Anti-panhandling by-laws often impose regulations on the time, place, and manner of panhandling. Regarding the manner in which panhandling occurs by-laws generally target panhandling behavior that is persistent, intimidating, obstructive, and/or threatening.

There are several examples of restrictive legislation enacted by municipalities in an attempt to control the presence of Panhandlers. Typically the bi-laws address the situation by either establishing time of day restrictions or by limiting areas where panhandlers can operate.

The reaction from Poverty Rights groups is predictable; their assertion that this type of legislation unfairly targets the poor has usually been enough to stop the politicians from even proposing these bi-laws. We live in a province where recent legislation has crossed those lines and enforced new restrictions for the health & safety of the population at large.

All the laws in the country are worthless if they are not enforced, consistently, fairly and firmly. As important is the need for a judicial system that follows the lead of the police and actually sentences the offenders in accordance with the law.

Several months ago the Motor Vehicle Act of Nova Scotia was amended to make it illegal for anyone to solicit funds from the occupants of automobiles by approaching while in traffic.

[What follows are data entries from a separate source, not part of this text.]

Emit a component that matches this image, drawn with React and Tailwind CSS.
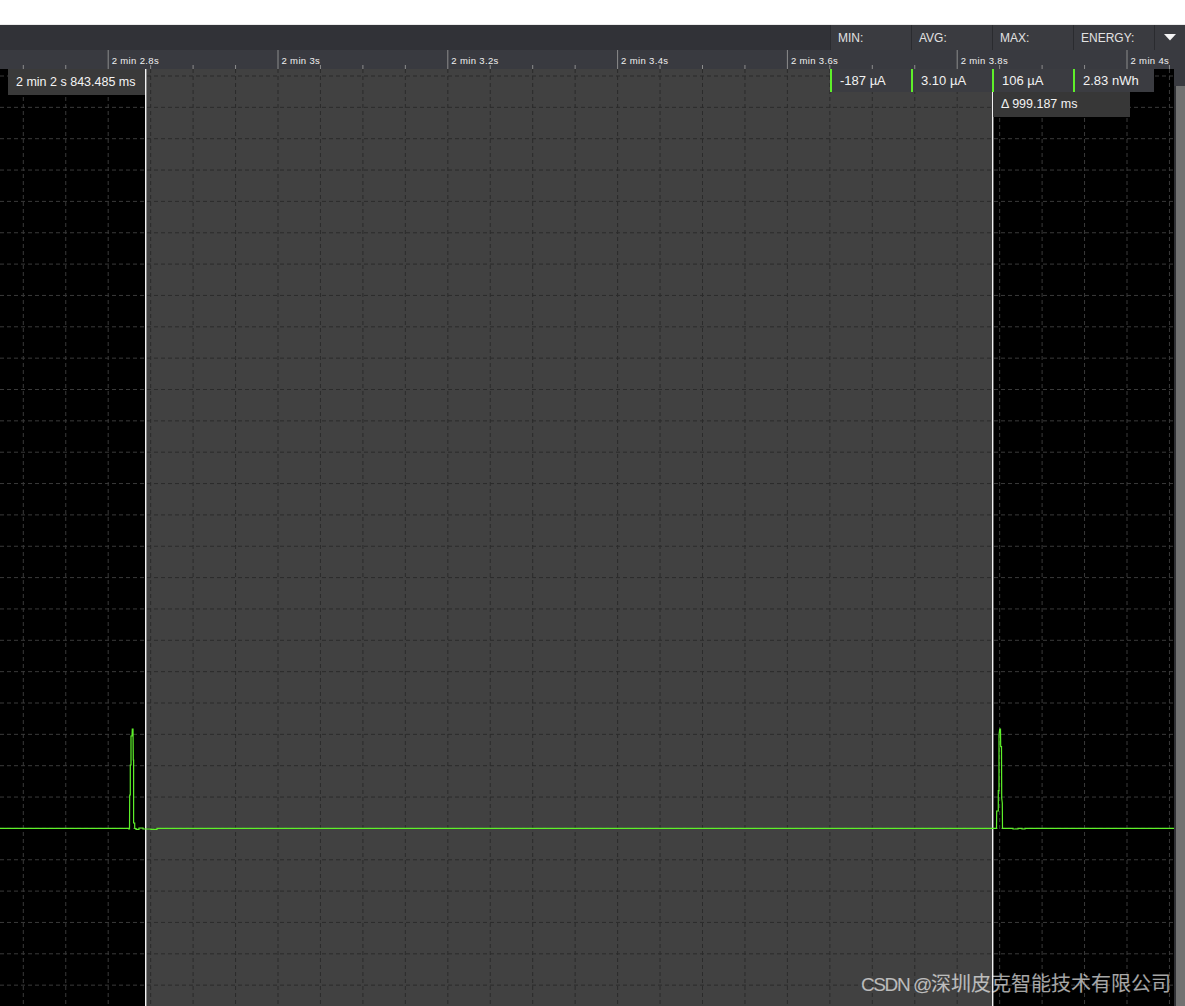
import React from 'react';

const GREEN = '#5ef02a';
const PLOT_W = 1174;
const PLOT_H = 937;
const TOP = 69;

// grid geometry, taken from the reference
const X0 = 23.3;
const DX = 42.45;
const Y0 = 7;
const DY = 31.35;

const gridX = Array.from({ length: 28 }, (_, k) => X0 + k * DX);
const gridY = Array.from({ length: 30 }, (_, j) => Y0 + j * DY);

const majorLabels = {
  2: '2 min 2.8s',
  6: '2 min 3s',
  10: '2 min 3.2s',
  14: '2 min 3.4s',
  18: '2 min 3.6s',
  22: '2 min 3.8s',
  26: '2 min 4s',
};

const SEL_L = 145;
const SEL_R = 992;

// trace points in page coords
const trace = [
  [0, 828.3], [128.5, 828.3], [128.7, 829], [129.5, 829], [129.7, 795], [130.3, 795],
  [130.3, 765], [131, 765], [131, 736], [132, 736], [132.3, 729], [133, 729],
  [133.3, 760], [133.6, 760], [133.6, 823], [134.7, 823], [134.7, 828.5], [136, 828.5],
  [136, 829.3], [139, 829.3], [139, 828], [143, 828], [143, 829], [151, 829],
  [151, 829.3], [157, 829.3], [157, 828.3], [996.5, 828.3], [996.7, 811], [998.3, 811],
  [998.3, 790.7], [999, 790.7], [999, 735], [999.7, 729], [1000.5, 729], [1000.7, 746.7],
  [1001.5, 746.7], [1001.7, 798], [1002.3, 803], [1002.5, 828.3], [1013, 828.3],
  [1013, 829], [1018, 829], [1018, 828.3], [1022, 828.3], [1022, 829], [1025, 829],
  [1025, 828.3], [PLOT_W, 828.3],
];

const stats = [
  { label: 'MIN:', value: '-187 µA' },
  { label: 'AVG:', value: '3.10 µA' },
  { label: 'MAX:', value: '106 µA' },
  { label: 'ENERGY:', value: '2.83 nWh' },
];

const GridLines = ({ color }) => (
  <g stroke={color} strokeWidth="1" strokeDasharray="4 3">
    {gridX.map((x) => (
      <line key={'v' + x} x1={x} y1="0" x2={x} y2={PLOT_H} />
    ))}
    {gridY.map((y) => (
      <line key={'h' + y} x1="0" y1={y} x2={PLOT_W} y2={y} />
    ))}
  </g>
);

const Axis = () => (
  <svg width={PLOT_W} height="19" className="block">
    {gridX.map((x, k) =>
      majorLabels[k] ? (
        <g key={k}>
          <line x1={x} y1="0" x2={x} y2="19" stroke="#8c8c8c" strokeWidth="1" />
          <text
            x={x + 3.5}
            y="13.5"
            fill="#f0f0f0"
            fontSize="9.5"
            letterSpacing="0.35"
            fontFamily="'Liberation Sans', Arial, sans-serif"
          >
            {majorLabels[k]}
          </text>
        </g>
      ) : (
        <line key={k} x1={x} y1="15" x2={x} y2="19" stroke="#8c8c8c" strokeWidth="1" />
      )
    )}
  </svg>
);

const Plot = () => (
  <svg width={PLOT_W} height={PLOT_H} className="block">
    <defs>
      <clipPath id="outside">
        <rect x="0" y="0" width={SEL_L} height={PLOT_H} />
        <rect x={SEL_R} y="0" width={PLOT_W - SEL_R} height={PLOT_H} />
      </clipPath>
      <clipPath id="inside">
        <rect x={SEL_L} y="0" width={SEL_R - SEL_L} height={PLOT_H} />
      </clipPath>
    </defs>
    <rect x="0" y="0" width={PLOT_W} height={PLOT_H} fill="#000" />
    <rect x={SEL_L} y="0" width={SEL_R - SEL_L} height={PLOT_H} fill="#414141" />
    <g clipPath="url(#outside)">
      <GridLines color="#3a3a3a" />
    </g>
    <g clipPath="url(#inside)">
      <GridLines color="#2b2b2b" />
    </g>
    <rect x={SEL_L} y="0" width="1.4" height={PLOT_H} fill="#f2f2f2" />
    <rect x={SEL_R} y="0" width="1.4" height={PLOT_H} fill="#f2f2f2" />
    <polyline
      points={trace.map(([x, y]) => `${x},${y - TOP}`).join(' ')}
      fill="none"
      stroke={GREEN}
      strokeWidth="1.2"
    />
  </svg>
);

export default function App() {
  return (
    <div className="w-[1185px] h-[1006px] bg-white flex flex-col overflow-hidden font-['Liberation_Sans',Arial,sans-serif] text-white">
      <div className="h-[25px] bg-white border-b border-[#ebebeb]" />

      {/* stats header */}
      <div className="h-[25px] bg-[#313237] flex">
        <div className="flex-1" />
        {stats.map((s) => (
          <div key={s.label} className="w-[81px] border-l border-[#2a2b2f] bg-[#3a3b40] pl-[7px] flex items-center text-[12px] text-[#e2e2e2]">
            {s.label}
          </div>
        ))}
        <div className="w-[31px] border-l border-[#2a2b2f] bg-[#3a3b40] flex items-center justify-center">
          <svg width="12" height="7" viewBox="0 0 12 7">
            <path d="M0 0h12L6 6.5z" fill="#f4f4f4" />
          </svg>
        </div>
      </div>

      {/* time axis */}
      <div className="h-[19px] bg-[#393a40]">
        <Axis />
      </div>

      {/* plot */}
      <div className="flex-1 flex relative">
        <div className="w-[1174px]">
          <Plot />
        </div>
        <div className="flex-1 bg-[#303135] flex flex-col">
          <div className="h-[17px] bg-[#393a40]" />
          <div className="flex-1 ml-[2px] bg-[#717171]" />
        </div>

        <div className="absolute left-[8px] top-0 w-[137px] h-[26px] bg-[#3a3a3a] pl-[8px] flex items-center text-[12.5px] text-[#f4f4f4]">
          2 min 2 s 843.485 ms
        </div>

        <div className="absolute left-[830px] top-0 flex">
          {stats.map((s) => (
            <div key={s.value} className="w-[81px] h-[23px] border-l-2 border-[#5ef02a] bg-[#3b3c41] pl-[8px] flex items-center text-[13px] text-[#f2f2f2]">
              {s.value}
            </div>
          ))}
        </div>

        <div className="absolute left-[993px] top-[23px] w-[137px] h-[25px] bg-[#373737] pl-[8px] flex items-center text-[12.5px] text-[#f2f2f2]">
          Δ 999.187 ms
        </div>

        <div className="absolute left-[861px] top-[904px] flex items-baseline text-white/65 leading-none">
          <span className="text-[19px] tracking-[-1.4px]">CSDN @</span>
          <span className="text-[20px] font-['Noto_Sans_CJK_SC',sans-serif]">深圳皮克智能技术有限公司</span>
        </div>
      </div>
    </div>
  );
}
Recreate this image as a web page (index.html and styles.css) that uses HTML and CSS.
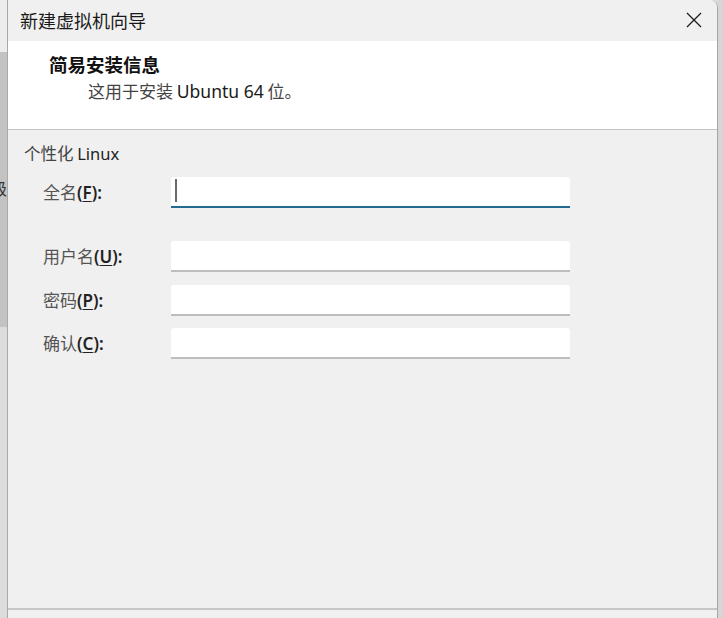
FILE: index.html
```html
<!DOCTYPE html>
<html lang="zh-CN">
<head>
<meta charset="utf-8">
<title>新建虚拟机向导</title>
<link rel="stylesheet" href="styles.css">
</head>
<body>
<div class="screen">
  <div class="behind-left">
    <div class="bl-top"></div>
    <div class="bl-mid"><span class="bl-glyph">级</span></div>
    <div class="bl-bottom"></div>
  </div>
  <div class="dialog">
    <div class="titlebar">
      <span class="title">新建虚拟机向导</span>
      <svg class="close" width="16" height="16" viewBox="0 0 16 16" aria-label="关闭">
        <path d="M1 1 L15 15 M15 1 L1 15" stroke="#1c1c1c" stroke-width="1.3" fill="none"/>
      </svg>
    </div>
    <div class="header">
      <div class="header-title">简易安装信息</div>
      <div class="header-sub">这用于安装 <span class="latin">Ubuntu 64</span> 位。</div>
    </div>
    <div class="body">
      <div class="section-title">个性化 <span class="latin">Linux</span></div>
      <div class="form">
        <div class="row row-first">
          <span class="label">全名<b>(<u>F</u>):</b></span>
          <div class="field focused"><span class="caret"></span></div>
        </div>
        <div class="row">
          <span class="label">用户名<b>(<u>U</u>):</b></span>
          <div class="field"></div>
        </div>
        <div class="row">
          <span class="label">密码<b>(<u>P</u>):</b></span>
          <div class="field"></div>
        </div>
        <div class="row">
          <span class="label">确认<b>(<u>C</u>):</b></span>
          <div class="field"></div>
        </div>
      </div>
    </div>
    <div class="footer"></div>
  </div>
  <div class="behind-right"></div>
</div>
</body>
</html>
```
FILE: styles.css
```css
html, body {
  margin: 0;
  padding: 0;
}
body {
  width: 723px;
  height: 618px;
  overflow: hidden;
  background: #dadada;
  font-family: "Noto Sans", "Noto Sans CJK SC", sans-serif;
  color: #1a1a1a;
}
.screen {
  display: flex;
  height: 618px;
}
.behind-left {
  width: 7px;
  display: flex;
  flex-direction: column;
  overflow: hidden;
  border-right: 1px solid #a9a9a9;
}
.bl-top {
  height: 52px;
  background: #ececec;
}
.bl-mid {
  height: 275px;
  background: #c3c3c3;
  position: relative;
}
.bl-glyph {
  position: absolute;
  top: 126px;
  right: 0;
  font-family: "Noto Sans CJK SC", sans-serif;
  font-size: 16px;
  line-height: 20px;
  color: #333;
}
.bl-bottom {
  flex: 1;
  background: #dcdcdc;
}
.dialog {
  width: 709px;
  display: flex;
  flex-direction: column;
  background: #f0f0f0;
  border-right: 1px solid #a6a6a6;
  border-top-right-radius: 8px;
  overflow: hidden;
}
.behind-right {
  flex: 1;
  background: #d6d6d6;
}
.titlebar {
  height: 41px;
  display: flex;
  align-items: center;
  justify-content: space-between;
  padding: 0 15px 0 12px;
  background: #f0f0f0;
}
.title {
  font-family: "Noto Sans CJK SC", sans-serif;
  font-size: 18px;
  color: #1a1a1a;
  line-height: 41px;
}
.close {
  display: block;
  margin-top: -2px;
}
.header {
  height: 89px;
  box-sizing: border-box;
  background: #ffffff;
  border-bottom: 1px solid #c4c4c4;
  padding: 11px 0 0 41px;
}
.header-title {
  font-family: "Noto Sans CJK SC", sans-serif;
  font-weight: 700;
  font-size: 18.5px;
  line-height: 25px;
  color: #111;
}
.header-sub {
  margin-top: 2px;
  padding-left: 39px;
  font-family: "Noto Sans CJK SC", sans-serif;
  font-size: 17px;
  line-height: 24px;
  color: #444;
}
.latin {
  font-family: "Noto Sans", sans-serif;
  font-size: 17.5px;
  color: #1a1a1a;
}
.body {
  flex: 1;
  padding: 12px 0 0 16px;
}
.section-title {
  font-family: "Noto Sans CJK SC", sans-serif;
  font-size: 16.5px;
  line-height: 22px;
  color: #444;
}
.section-title .latin {
  font-size: 16.5px;
  color: #222;
}
.form {
  margin-top: 12px;
  display: flex;
  flex-direction: column;
  gap: 12.5px;
  padding-left: 19px;
}
.row {
  display: flex;
  align-items: center;
  height: 31px;
}
.row-first {
  margin-bottom: 20.5px;
}
.label {
  width: 128px;
  font-family: "Noto Sans CJK SC", sans-serif;
  font-size: 17px;
  color: #555;
  line-height: 22px;
}
.label b {
  font-family: "Noto Sans", sans-serif;
  font-weight: 600;
  color: #222;
}
.label u {
  text-underline-offset: 2px;
}
.field {
  width: 399px;
  height: 31px;
  box-sizing: border-box;
  background: #ffffff;
  border-bottom: 2px solid #bdbdbd;
  border-radius: 3px 3px 0 0;
  position: relative;
}
.field.focused {
  border-bottom-color: #23688f;
}
.caret {
  position: absolute;
  left: 4px;
  top: 2px;
  width: 2px;
  height: 23px;
  background: #6a6a6a;
}
.footer {
  height: 8px;
  border-top: 2px solid #c6c6c6;
  background: #f0f0f0;
}
```
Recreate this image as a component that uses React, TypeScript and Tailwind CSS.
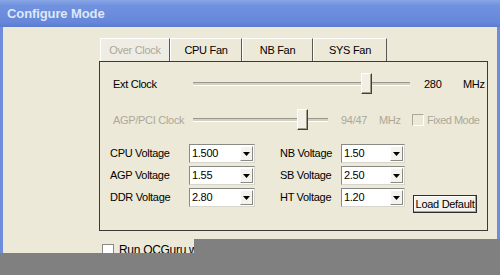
import React from "react";

const font = { fontFamily: '"Liberation Sans", Arial, sans-serif' };

function Slider({ width, thumbAt }: { width: number; thumbAt: number }) {
  return (
    <div className="relative h-[22px] flex items-center" style={{ width }}>
      <div className="w-full h-[4px] border-t border-t-[#9a988c] border-b border-b-white bg-[#d4d0c4]" />
      <div
        className="absolute top-0 w-[11px] h-[21px] bg-[#f2f0e6] border-l border-t border-l-white border-t-white border-r border-b border-r-[#404040] border-b-[#404040] shadow-[inset_-1px_-1px_0_#a09c8c]"
        style={{ left: thumbAt }}
      />
    </div>
  );
}

function Combo({ value, width }: { value: string; width: number }) {
  return (
    <div
      className="h-[19px] flex items-stretch bg-white border border-t-[#8a8a84] border-l-[#8a8a84] border-r-[#d8d6cc] border-b-[#d8d6cc]"
      style={{ width }}
    >
      <div className="flex-1 flex items-center pl-[2px] text-black">{value}</div>
      <div className="w-[13px] m-[1px] bg-[#f4f3ee] border-l border-t border-l-white border-t-white border-r border-b border-r-[#8a8a84] border-b-[#8a8a84] flex items-center justify-center">
        <svg width="7" height="4" viewBox="0 0 7 4">
          <path d="M0 0 H7 L3.5 4 Z" fill="#000" />
        </svg>
      </div>
    </div>
  );
}

function Tab({ label, width, disabled }: { label: string; width: number; disabled?: boolean }) {
  return (
    <div
      className={
        "h-[23px] flex items-center justify-center whitespace-nowrap border-l border-t border-l-white border-t-white border-r border-r-[#5a5a55] " +
        (disabled ? "text-[#aca899] bg-[#efede3]" : "text-black bg-[#ece9d8]")
      }
      style={{ width }}
    >
      {label}
    </div>
  );
}

export default function App() {
  return (
    <div className="relative w-[500px] h-[275px] overflow-hidden bg-[#808080]" style={font}>
      <div className="w-[500px] h-[275px] flex flex-col">
        <div className="h-[27px] shrink-0 flex items-center pl-[7px] bg-[linear-gradient(180deg,#8aa6e6_0%,#7092df_20%,#6788da_80%,#5a7bd0_100%)]">
          <span className="text-[13px] font-bold text-[#dfe7f8] tracking-[-0.1px]">Configure Mode</span>
        </div>
        <div className="flex-1 flex">
          <div className="w-[3px] bg-[#6d8cdc]" />
          <div className="flex-1 bg-[#ece9d8] pl-[96px] pt-[11px] flex flex-col text-[11px] tracking-[-0.3px]">
            <div className="flex ml-[1px]">
              <Tab label="Over Clock" width={70} disabled />
              <Tab label="CPU Fan" width={72} />
              <Tab label="NB Fan" width={71} />
              <Tab label="SYS Fan" width={74} />
            </div>
            <div className="w-[389px] h-[170px] border border-[#3a3a36] flex flex-col">
              <div className="flex items-center mt-[11px] ml-[13px] h-[22px]">
                <div className="w-[80px] text-black">Ext Clock</div>
                <Slider width={217} thumbAt={168} />
                <div className="w-[39px] ml-[14px] text-black">280</div>
                <div className="text-black">MHz</div>
              </div>
              <div className="flex items-center mt-[14px] ml-[13px] h-[22px] text-[#aca899]">
                <div className="w-[80px]">AGP/PCI Clock</div>
                <Slider width={135} thumbAt={104} />
                <div className="w-[38px] ml-[13px]">94/47</div>
                <div className="w-[33px]">MHz</div>
                <div className="w-[12px] h-[12px] border-l border-t border-l-[#aca899] border-t-[#aca899] border-r border-b border-r-white border-b-white" />
                <div className="ml-[3px] whitespace-nowrap tracking-[-0.5px]">Fixed Mode</div>
              </div>
              <div className="mt-[13px] ml-[10px] grid grid-cols-[79px_66px_25px_61px_64px_8px_64px] grid-rows-[19px_19px_19px] gap-y-[3px] items-center text-black">
                <div>CPU Voltage</div>
                <Combo value="1.500" width={66} />
                <div />
                <div>NB Voltage</div>
                <Combo value="1.50" width={64} />
                <div />
                <div />
                <div>AGP Voltage</div>
                <Combo value="1.55" width={66} />
                <div />
                <div>SB Voltage</div>
                <Combo value="2.50" width={64} />
                <div />
                <div />
                <div>DDR Voltage</div>
                <Combo value="2.80" width={66} />
                <div />
                <div>HT Voltage</div>
                <Combo value="1.20" width={64} />
                <div />
                <div className="self-start mt-[7px] h-[18px] flex items-center justify-center whitespace-nowrap bg-[#f3f2ec] border border-[#2e2e2a] shadow-[inset_-1px_-1px_0_#a6a395,inset_1px_1px_0_#fff]">
                  Load Default
                </div>
              </div>
            </div>
            <div className="flex items-center mt-[12px] ml-[3px]">
              <div className="w-[12px] h-[12px] bg-white border border-[#8a8a84]" />
              <div className="ml-[5px] text-[12px] leading-[14px] whitespace-nowrap text-black">Run OCGuru when Windows starts</div>
            </div>
          </div>
          <div className="w-[3px] bg-[#6d8cdc]" />
        </div>
      </div>
      <div className="absolute left-[194px] top-[239px] right-0 bottom-0 bg-[#808080]" />
      <div className="absolute left-0 top-[253px] right-0 bottom-0 bg-[#808080]" />
    </div>
  );
}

Often referred to as the “Squeegee Kid Law “this amendment has had two effects; firstly it has dramatically reduced the frequency of being solicited when in your car at intersections and secondly it has ‘moved’ most of the squeegee kids off their favorite corner to new locations where they now panhandle.

Nova Scotia passed the Smoking in Public Places Act and prohibits anyone from smoking within 15 feet of any doorway or entrance, but the need to ‘run the gauntlet’ of panhandlers at many doorways is a daily occurrence. I’ve counted nine individuals requesting financial support within 20 feet of the door at Tim Hortons on Barrington at Sackville.

Are new laws required?

The Criminal Code of Canada has several sections that would cover a lot of the problems associated with panhandling if charges were filed. The Protection of Private Property Act, Causing a Disturbance, Harassment, Threats, Vagrancy, and Theft, all would carry fines or incarceration if a conviction was reached. There is reluctance to file charges because of the time commitment required by the Police and Prosecution Services for little or no provable benefit.

I feel that as part of a coordinated approach to panhandling there should be some consideration given t bi-laws preventing solicitation within 50 feet of any doorway or outside deck of any food establishment.